Dataset content:
☆ ☆ ☆ ☆

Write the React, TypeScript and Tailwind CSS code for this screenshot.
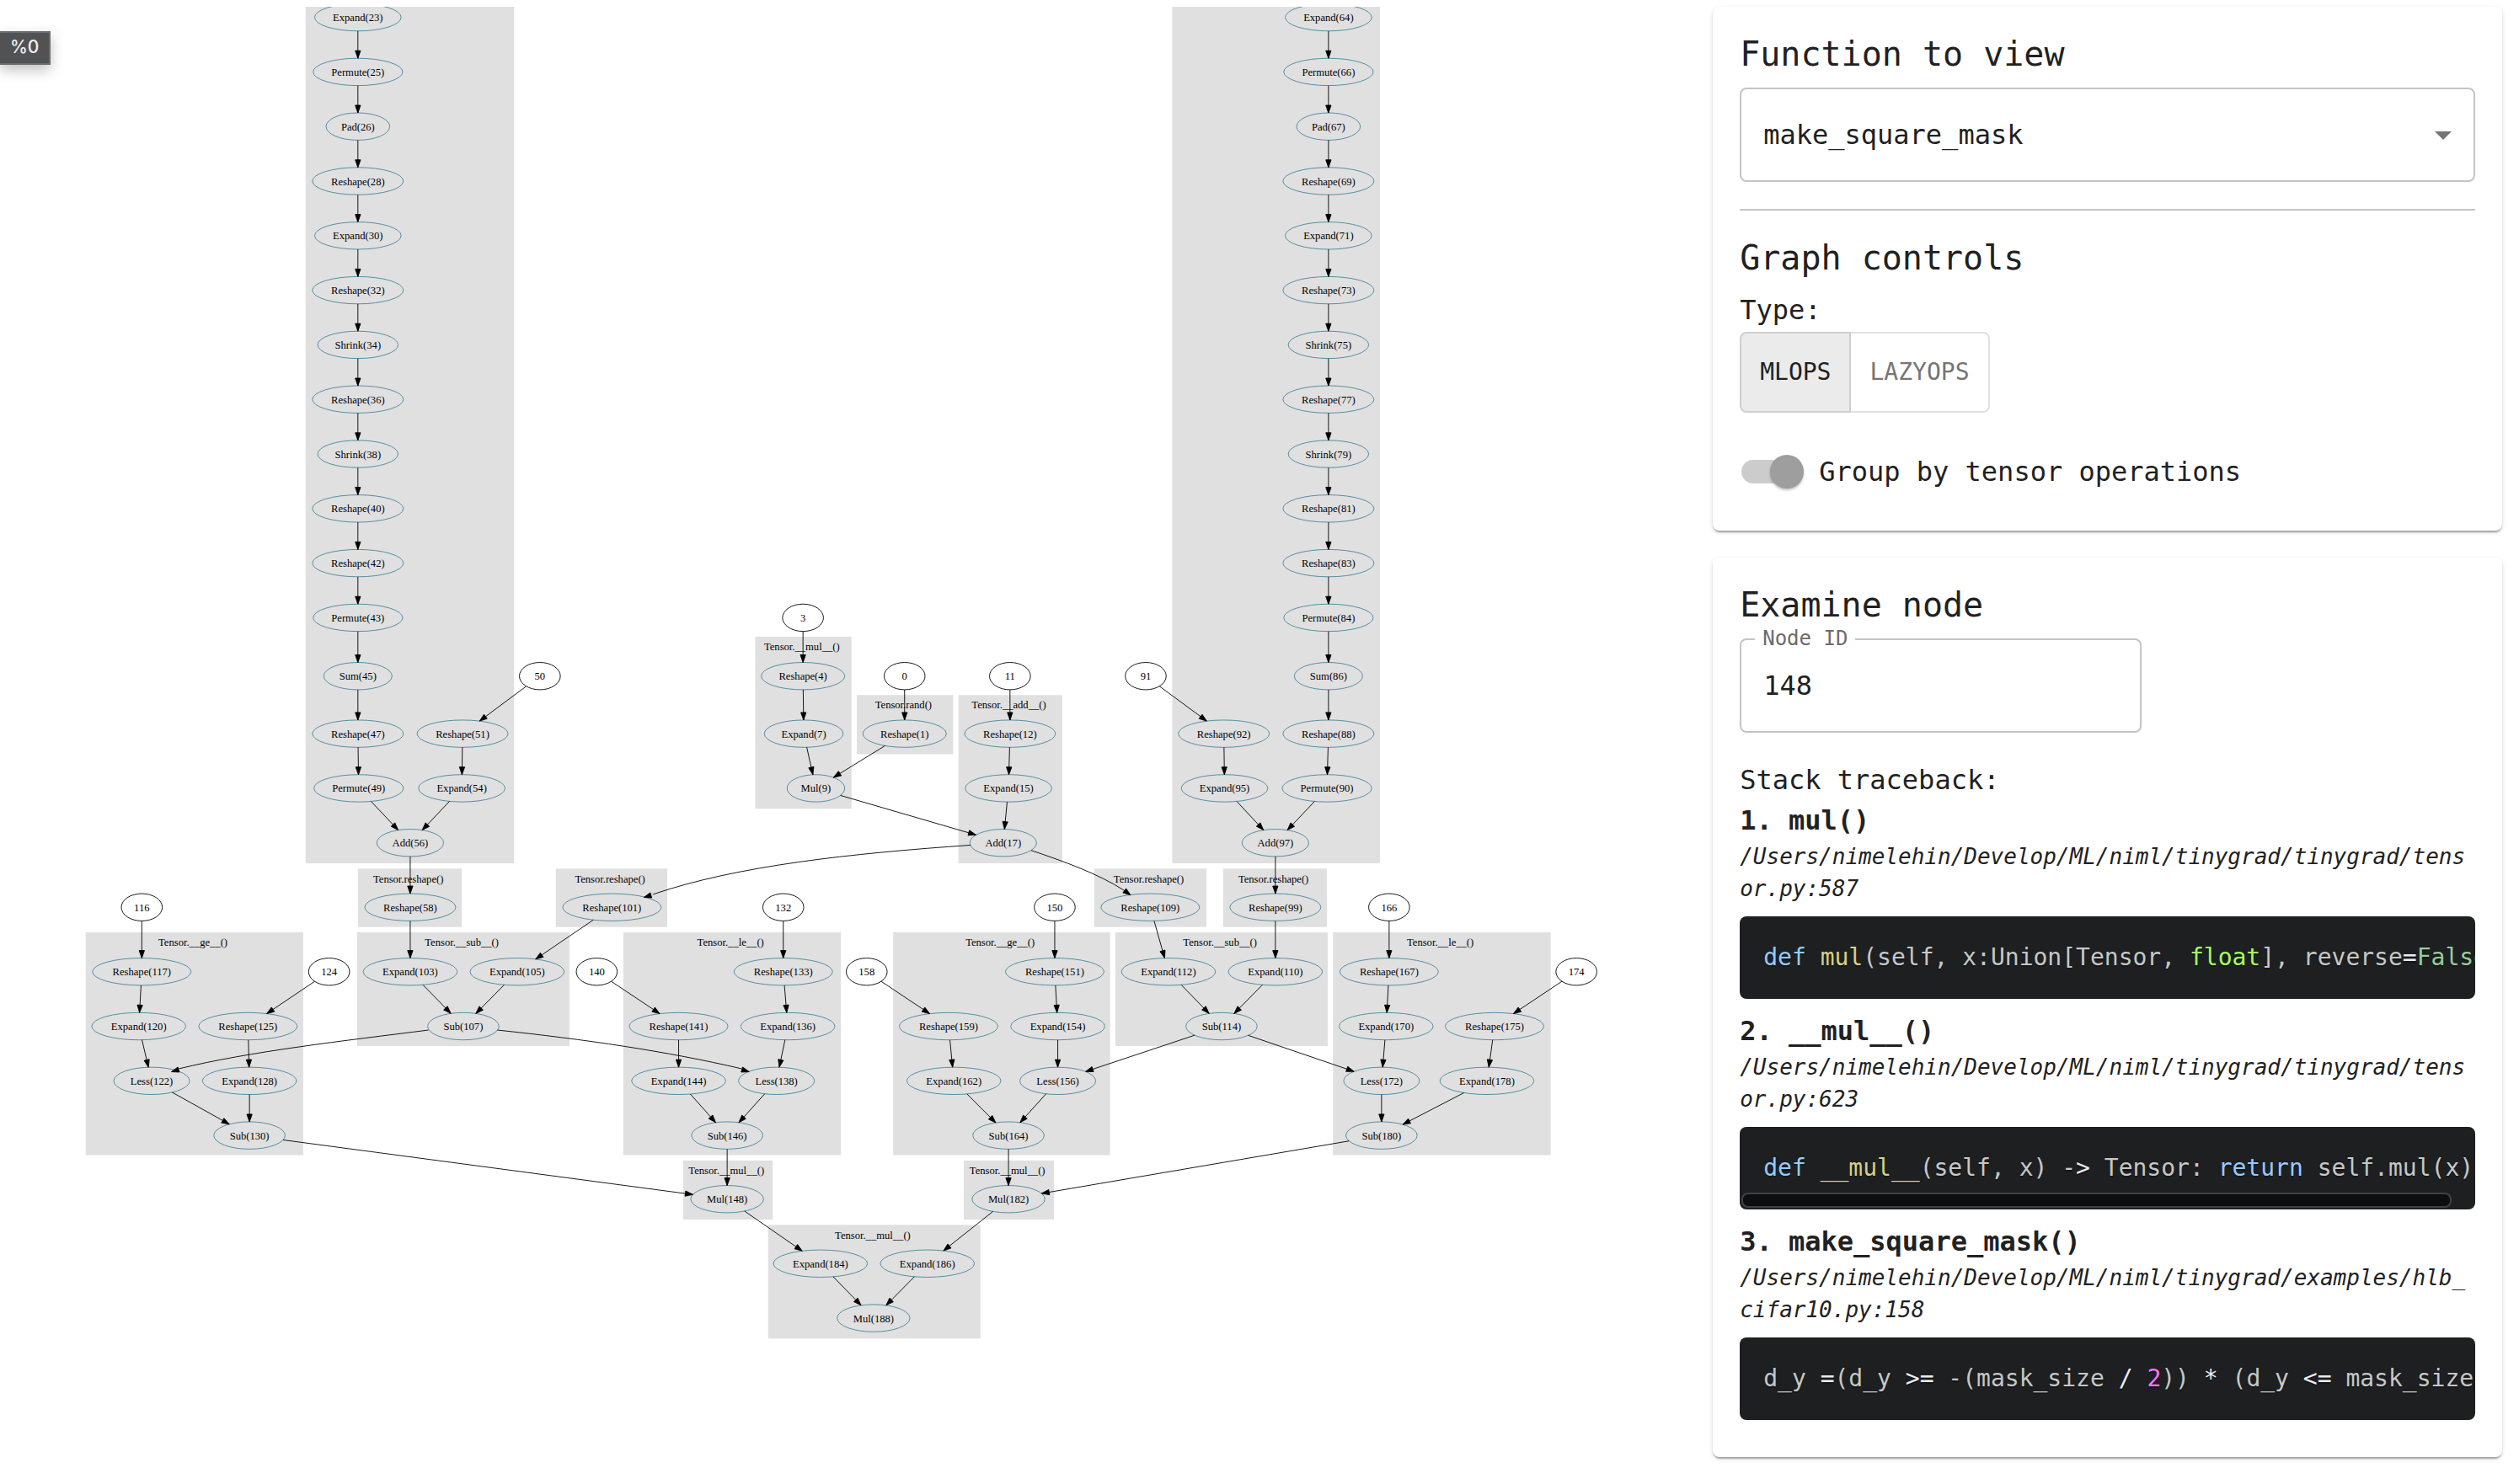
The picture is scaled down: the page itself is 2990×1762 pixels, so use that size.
import React, { useState } from "react";

type GraphNode = { id: number; op?: string; x: number; y: number };
type Cluster = { label?: string; x1: number; x2: number; y1: number; y2: number };

// Horizontal radius for an operation whose id has a single digit.
const BASE_RADIUS: Record<string, number> = {
  Reshape: 55,
  Permute: 54,
  Expand: 52,
  Shrink: 48,
  Less: 40,
  Sum: 40,
  Add: 39,
  Mul: 38,
  Sub: 37,
  Pad: 37,
};

function radius(node: GraphNode) {
  if (!node.op) return 27;
  return BASE_RADIUS[node.op] + 5 * (String(node.id).length - 1);
}

const column = (x: number, items: [string, number][]): GraphNode[] =>
  items.map(([op, id], i) => ({ op, id, x, y: 14 + 72 * i }));

const NODES: GraphNode[] = [
  ...column(472, [
    ["Expand", 23], ["Permute", 25], ["Pad", 26], ["Reshape", 28], ["Expand", 30], ["Reshape", 32],
    ["Shrink", 34], ["Reshape", 36], ["Shrink", 38], ["Reshape", 40], ["Reshape", 42], ["Permute", 43],
  ]),
  { op: "Sum", id: 45, x: 472, y: 883 },
  { op: "Reshape", id: 47, x: 472, y: 959 },
  { op: "Permute", id: 49, x: 473, y: 1031 },
  { id: 50, x: 712, y: 883 },
  { op: "Reshape", id: 51, x: 610, y: 959 },
  { op: "Expand", id: 54, x: 609, y: 1031 },
  { op: "Add", id: 56, x: 541, y: 1103 },
  { op: "Reshape", id: 58, x: 541, y: 1188 },
  ...column(1752, [
    ["Expand", 64], ["Permute", 66], ["Pad", 67], ["Reshape", 69], ["Expand", 71], ["Reshape", 73],
    ["Shrink", 75], ["Reshape", 77], ["Shrink", 79], ["Reshape", 81], ["Reshape", 83], ["Permute", 84],
  ]),
  { op: "Sum", id: 86, x: 1752, y: 883 },
  { op: "Reshape", id: 88, x: 1752, y: 959 },
  { op: "Permute", id: 90, x: 1750, y: 1031 },
  { id: 91, x: 1511, y: 883 },
  { op: "Reshape", id: 92, x: 1614, y: 959 },
  { op: "Expand", id: 95, x: 1615, y: 1031 },
  { op: "Add", id: 97, x: 1682, y: 1103 },
  { op: "Reshape", id: 99, x: 1682, y: 1188 },
  { id: 3, x: 1059, y: 806 },
  { op: "Reshape", id: 4, x: 1059, y: 883 },
  { op: "Expand", id: 7, x: 1060, y: 959 },
  { op: "Mul", id: 9, x: 1076, y: 1031 },
  { id: 0, x: 1193, y: 883 },
  { op: "Reshape", id: 1, x: 1193, y: 959 },
  { id: 11, x: 1332, y: 883 },
  { op: "Reshape", id: 12, x: 1332, y: 959 },
  { op: "Expand", id: 15, x: 1330, y: 1031 },
  { op: "Add", id: 17, x: 1323, y: 1103 },
  { op: "Reshape", id: 101, x: 807, y: 1188 },
  { op: "Reshape", id: 109, x: 1517, y: 1188 },
  { id: 116, x: 187, y: 1188 },
  { op: "Reshape", id: 117, x: 187, y: 1273 },
  { op: "Expand", id: 120, x: 183, y: 1345 },
  { op: "Less", id: 122, x: 200, y: 1417 },
  { id: 124, x: 434, y: 1273 },
  { op: "Reshape", id: 125, x: 327, y: 1345 },
  { op: "Expand", id: 128, x: 329, y: 1417 },
  { op: "Sub", id: 130, x: 329, y: 1489 },
  { op: "Expand", id: 103, x: 541, y: 1273 },
  { op: "Expand", id: 105, x: 682, y: 1273 },
  { op: "Sub", id: 107, x: 611, y: 1345 },
  { id: 132, x: 1033, y: 1188 },
  { op: "Reshape", id: 133, x: 1033, y: 1273 },
  { op: "Expand", id: 136, x: 1039, y: 1345 },
  { op: "Less", id: 138, x: 1024, y: 1417 },
  { id: 140, x: 787, y: 1273 },
  { op: "Reshape", id: 141, x: 895, y: 1345 },
  { op: "Expand", id: 144, x: 895, y: 1417 },
  { op: "Sub", id: 146, x: 959, y: 1489 },
  { op: "Mul", id: 148, x: 959, y: 1573 },
  { id: 150, x: 1391, y: 1188 },
  { op: "Reshape", id: 151, x: 1391, y: 1273 },
  { op: "Expand", id: 154, x: 1395, y: 1345 },
  { op: "Less", id: 156, x: 1395, y: 1417 },
  { id: 158, x: 1143, y: 1273 },
  { op: "Reshape", id: 159, x: 1251, y: 1345 },
  { op: "Expand", id: 162, x: 1258, y: 1417 },
  { op: "Sub", id: 164, x: 1330, y: 1489 },
  { op: "Expand", id: 112, x: 1541, y: 1273 },
  { op: "Expand", id: 110, x: 1682, y: 1273 },
  { op: "Sub", id: 114, x: 1611, y: 1345 },
  { id: 166, x: 1832, y: 1188 },
  { op: "Reshape", id: 167, x: 1832, y: 1273 },
  { op: "Expand", id: 170, x: 1828, y: 1345 },
  { op: "Less", id: 172, x: 1822, y: 1417 },
  { id: 174, x: 2079, y: 1273 },
  { op: "Reshape", id: 175, x: 1971, y: 1345 },
  { op: "Expand", id: 178, x: 1961, y: 1417 },
  { op: "Sub", id: 180, x: 1822, y: 1489 },
  { op: "Mul", id: 182, x: 1330, y: 1573 },
  { op: "Expand", id: 184, x: 1082, y: 1658 },
  { op: "Expand", id: 186, x: 1223, y: 1658 },
  { op: "Mul", id: 188, x: 1152, y: 1730 },
];

const BY_ID = new Map(NODES.map((n) => [n.id, n]));

// Each chain is a run of node ids joined by arrows.
const CHAINS: number[][] = [
  [23, 25, 26, 28, 30, 32, 34, 36, 38, 40, 42, 43, 45, 47, 49, 56, 58, 103, 107],
  [50, 51, 54, 56],
  [64, 66, 67, 69, 71, 73, 75, 77, 79, 81, 83, 84, 86, 88, 90, 97, 99, 110, 114],
  [91, 92, 95, 97],
  [3, 4, 7, 9, 17],
  [0, 1, 9],
  [11, 12, 15, 17],
  [101, 105, 107],
  [109, 112, 114, 156, 164, 182, 186, 188],
  [114, 172, 180, 182],
  [116, 117, 120, 122, 130, 148, 184, 188],
  [124, 125, 128, 130],
  [132, 133, 136, 138, 146, 148],
  [140, 141, 144, 146],
  [150, 151, 154, 156],
  [158, 159, 162, 164],
  [166, 167, 170, 172],
  [174, 175, 178, 180],
];

const CURVES = [
  { d: "M1280 1106C1122 1117 972 1133 861 1171", base: [859, 1172], tip: [849, 1175] },
  { d: "M1360 1113C1402 1127 1449 1144 1483 1166", base: [1483, 1166], tip: [1491, 1172] },
  { d: "M565 1350C455 1364 330 1378 236 1401", base: [236, 1402], tip: [226, 1405] },
  { d: "M656 1350C770 1362 880 1378 978 1401", base: [978, 1402], tip: [988, 1405] },
];

const CLUSTERS: Cluster[] = [
  { x1: 403, x2: 678, y1: -40, y2: 1130 },
  { x1: 1546, x2: 1820, y1: -40, y2: 1130 },
  { label: "Tensor.__mul__()", x1: 996, x2: 1123, y1: 831, y2: 1058 },
  { label: "Tensor.rand()", x1: 1130, x2: 1257, y1: 908, y2: 986 },
  { label: "Tensor.__add__()", x1: 1264, x2: 1401, y1: 908, y2: 1130 },
  { label: "Tensor.reshape()", x1: 472, x2: 609, y1: 1137, y2: 1214 },
  { label: "Tensor.reshape()", x1: 733, x2: 880, y1: 1137, y2: 1214 },
  { label: "Tensor.reshape()", x1: 1443, x2: 1591, y1: 1137, y2: 1214 },
  { label: "Tensor.reshape()", x1: 1613, x2: 1750, y1: 1137, y2: 1214 },
  { label: "Tensor.__ge__()", x1: 113, x2: 400, y1: 1221, y2: 1515 },
  { label: "Tensor.__sub__()", x1: 471, x2: 751, y1: 1221, y2: 1371 },
  { label: "Tensor.__le__()", x1: 822, x2: 1109, y1: 1221, y2: 1515 },
  { label: "Tensor.__ge__()", x1: 1178, x2: 1464, y1: 1221, y2: 1515 },
  { label: "Tensor.__sub__()", x1: 1471, x2: 1751, y1: 1221, y2: 1371 },
  { label: "Tensor.__le__()", x1: 1758, x2: 2045, y1: 1221, y2: 1515 },
  { label: "Tensor.__mul__()", x1: 901, x2: 1019, y1: 1522, y2: 1600 },
  { label: "Tensor.__mul__()", x1: 1271, x2: 1390, y1: 1522, y2: 1600 },
  { label: "Tensor.__mul__()", x1: 1013, x2: 1293, y1: 1607, y2: 1757 },
];

// Point where the line from a node's centre towards (tx, ty) leaves its ellipse.
function boundary(node: GraphNode, tx: number, ty: number) {
  const dx = tx - node.x;
  const dy = ty - node.y;
  const t = 1 / Math.hypot(dx / radius(node), dy / 18);
  return [node.x + dx * t, node.y + dy * t];
}

function ArrowHead({ from, tip }: { from: number[]; tip: number[] }) {
  const len = Math.hypot(tip[0] - from[0], tip[1] - from[1]);
  const ux = (tip[0] - from[0]) / len;
  const uy = (tip[1] - from[1]) / len;
  const bx = tip[0] - ux * 10;
  const by = tip[1] - uy * 10;
  const points = [
    [bx - uy * 3.5, by + ux * 3.5],
    tip,
    [bx + uy * 3.5, by - ux * 3.5],
  ];
  return <polygon points={points.map((p) => p.join(",")).join(" ")} className="fill-black stroke-black" />;
}

function StraightEdge({ a, b }: { a: GraphNode; b: GraphNode }) {
  const start = boundary(a, b.x, b.y);
  const end = boundary(b, a.x, a.y);
  return (
    <g>
      <line x1={start[0]} y1={start[1]} x2={end[0]} y2={end[1]} className="stroke-black" />
      <ArrowHead from={start} tip={end} />
    </g>
  );
}

function Graph() {
  return (
    <svg
      viewBox="0 0 2259 1940"
      className="block h-auto w-full font-['Liberation_Serif',serif] text-[14px]"
      role="img"
      aria-label="Operation graph"
    >
      {CLUSTERS.map((c, i) => (
        <g key={i}>
          <rect x={c.x1} y={c.y1} width={c.x2 - c.x1} height={c.y2 - c.y1} className="fill-[#e0e0e0]" />
          {c.label && (
            <text x={(c.x1 + c.x2) / 2 - 2} y={c.y1 + 18} textAnchor="middle">
              {c.label}
            </text>
          )}
        </g>
      ))}
      {NODES.map((n) => (
        <g key={n.id}>
          <ellipse
            cx={n.x}
            cy={n.y}
            rx={radius(n)}
            ry={18}
            className={n.op ? "fill-none stroke-[#468499]" : "fill-none stroke-black"}
          />
          <text x={n.x} y={n.y + 5} textAnchor="middle">
            {n.op ? `${n.op}(${n.id})` : n.id}
          </text>
        </g>
      ))}
      {CHAINS.flatMap((chain) =>
        chain.slice(1).map((id, i) => (
          <StraightEdge key={`${chain[i]}-${id}`} a={BY_ID.get(chain[i])!} b={BY_ID.get(id)!} />
        )),
      )}
      {CURVES.map((c) => (
        <g key={c.d}>
          <path d={c.d} className="fill-none stroke-black" />
          <ArrowHead from={c.base} tip={c.tip} />
        </g>
      ))}
    </svg>
  );
}

function Card({ children, className }: { children: React.ReactNode; className: string }) {
  return (
    <section
      className={`rounded-lg bg-white px-8 pt-6 shadow-[0_4px_2px_-2px_rgba(0,0,0,0.2),0_2px_2px_0_rgba(0,0,0,0.14),0_2px_6px_0_rgba(0,0,0,0.12)] ${className}`}
    >
      {children}
    </section>
  );
}

const Kw = ({ children }: { children: string }) => <span className="text-[#96cbfe]">{children}</span>;
const Fn = ({ children }: { children: string }) => <span className="text-[#dad085]">{children}</span>;
const Op = ({ children }: { children: string }) => <span className="text-[#ededed]">{children}</span>;

const TRACE: { name: string; path: string; code: React.ReactNode; scrollbar?: boolean }[] = [
  {
    name: "mul()",
    path: "/Users/nimelehin/Develop/ML/niml/tinygrad/tinygrad/tensor.py:587",
    code: (
      <>
        <Kw>def</Kw> <Fn>mul</Fn>(self, x:Union[Tensor, <span className="text-[#a8ff60]">float</span>], reverse
        <Op>=</Op>
        <span className="text-[#99cc99]">False</span>
      </>
    ),
  },
  {
    name: "__mul__()",
    path: "/Users/nimelehin/Develop/ML/niml/tinygrad/tinygrad/tensor.py:623",
    scrollbar: true,
    code: (
      <>
        <Kw>def</Kw> <Fn>__mul__</Fn>(self, x) -<Op>&gt;</Op> Tensor: <Kw>return</Kw> self.mul(x)
      </>
    ),
  },
  {
    name: "make_square_mask()",
    path: "/Users/nimelehin/Develop/ML/niml/tinygrad/examples/hlb_cifar10.py:158",
    code: (
      <>
        d_y <Op>=</Op>(d_y <Op>&gt;=</Op> -(mask_size <Op>/</Op> <span className="text-[#ff73fd]">2</span>)) <Op>*</Op> (d_y{" "}
        <Op>&lt;=</Op> mask_size
      </>
    ),
  },
];

export default function App() {
  const [fn, setFn] = useState("make_square_mask");
  const [type, setType] = useState("MLOPS");
  const [grouped, setGrouped] = useState(true);
  const [nodeId, setNodeId] = useState("148");

  return (
    <div className="relative grid grid-cols-[17fr_8fr] items-start bg-white pt-2 font-['DejaVu_Sans_Mono',monospace] text-[#212121]">
      <main>
        <Graph />
      </main>
      <div
        role="tooltip"
        className="absolute top-[37px] left-0 flex h-10 items-center border-2 border-l-0 border-[#6c6c6c] bg-[#515254] px-3 pb-0.5 font-['Inter',sans-serif] text-[21px] font-medium text-[#f0f0f0] shadow-[0_6px_16px_rgba(0,0,0,0.25)]"
      >
        %0
      </div>

      <aside className="flex min-w-0 flex-col gap-8 pr-5">
        <Card className="pb-8">
          <label htmlFor="function" className="block text-[40px] leading-[64px]">
            Function to view
          </label>
          <div className="relative mt-2">
            <select
              id="function"
              value={fn}
              onChange={(e) => setFn(e.target.value)}
              className="h-28 w-full appearance-none rounded-lg border-2 border-[#c4c4c4] bg-white px-[26px] text-[32px]"
            >
              <option>make_square_mask</option>
            </select>
            <svg viewBox="0 0 20 10" className="pointer-events-none absolute top-[52px] right-7 h-2.5 w-5 fill-[#757575]">
              <path d="M0 0h20L10 10z" />
            </svg>
          </div>
          <hr className="mt-8 border-t-2 border-[#c4c4c4]" />
          <h2 className="mt-6 text-[40px] leading-[64px]">Graph controls</h2>
          <p id="type-label" className="mt-1.5 mb-0.5 text-[32px] leading-[48px]">
            Type:
          </p>
          <div role="group" aria-labelledby="type-label" className="flex">
            {["MLOPS", "LAZYOPS"].map((t) => (
              <button
                key={t}
                type="button"
                aria-pressed={type === t}
                onClick={() => setType(t)}
                className="h-24 border-2 border-[#e0e0e0] px-[22px] text-[28px] text-[#757575] first:rounded-l-lg last:rounded-r-lg last:border-l-0 aria-pressed:border-[#cfcfcf] aria-pressed:bg-[#ebebeb] aria-pressed:text-[#212121]"
              >
                {t}
              </button>
            ))}
          </div>
          <label className="mt-8 flex h-[76px] items-center gap-[18px] pl-0.5 text-[32px]">
            <input
              type="checkbox"
              role="switch"
              checked={grouped}
              onChange={(e) => setGrouped(e.target.checked)}
              className="peer sr-only"
            />
            <span className="flex h-7 w-[74px] items-center rounded-full bg-linear-to-r from-[#cccccc] from-90% to-transparent to-90% peer-checked:justify-end">
              <span className="size-10 rounded-full bg-[#9e9e9e] shadow-[0_2px_3px_rgba(0,0,0,0.25)]" />
            </span>
            Group by tensor operations
          </label>
        </Card>

        <Card className="pb-11">
          <h2 className="text-[40px] leading-[64px]">Examine node</h2>
          <div className="relative mt-2 w-[477px] max-w-full">
            <label htmlFor="node-id" className="absolute -top-4 left-[18px] bg-white px-[9px] text-2xl text-[#6b6b6b]">
              Node ID
            </label>
            <input
              id="node-id"
              type="text"
              value={nodeId}
              onChange={(e) => setNodeId(e.target.value)}
              className="block h-28 w-full rounded-lg border-2 border-[#c4c4c4] px-[26px] text-[32px]"
            />
          </div>
          <p className="mt-8 text-[32px] leading-[48px]">Stack traceback:</p>
          <ol className="flex flex-col gap-3.5">
            {TRACE.map((t, i) => (
              <li key={t.name}>
                <h3 className="text-[32px] leading-[48px] font-bold">
                  {i + 1}. {t.name}
                </h3>
                <p className="text-[26px] leading-[38px] break-all italic">{t.path}</p>
                <div className="relative mt-3.5 overflow-hidden rounded-lg bg-[#1d1f21] text-[#c5c8c6]">
                  <pre className="overflow-hidden px-7 py-7 font-['DejaVu_Sans_Mono',monospace] text-[28px] leading-[42px] [text-shadow:0_2px_rgba(0,0,0,0.3)]">
                    <code className="font-['DejaVu_Sans_Mono',monospace]">{t.code}</code>
                  </pre>
                  {t.scrollbar && (
                    <div className="absolute bottom-0.5 left-0.5 h-[18px] w-[843px] max-w-full rounded-lg border-2 border-[#3f4143] bg-[#0d0e10]" />
                  )}
                </div>
              </li>
            ))}
          </ol>
        </Card>
      </aside>
    </div>
  );
}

☆ ☆ ☆ ☆

Goal of the exercise:
Start with the line that contains "The picture is" and end with the line that contains "string; x1: number;"; give those lines again exactly, and no others.

Output:
The picture is scaled down: the page itself is 2990×1762 pixels, so use that size.
import React, { useState } from "react";

type GraphNode = { id: number; op?: string; x: number; y: number };
type Cluster = { label?: string; x1: number; x2: number; y1: number; y2: number };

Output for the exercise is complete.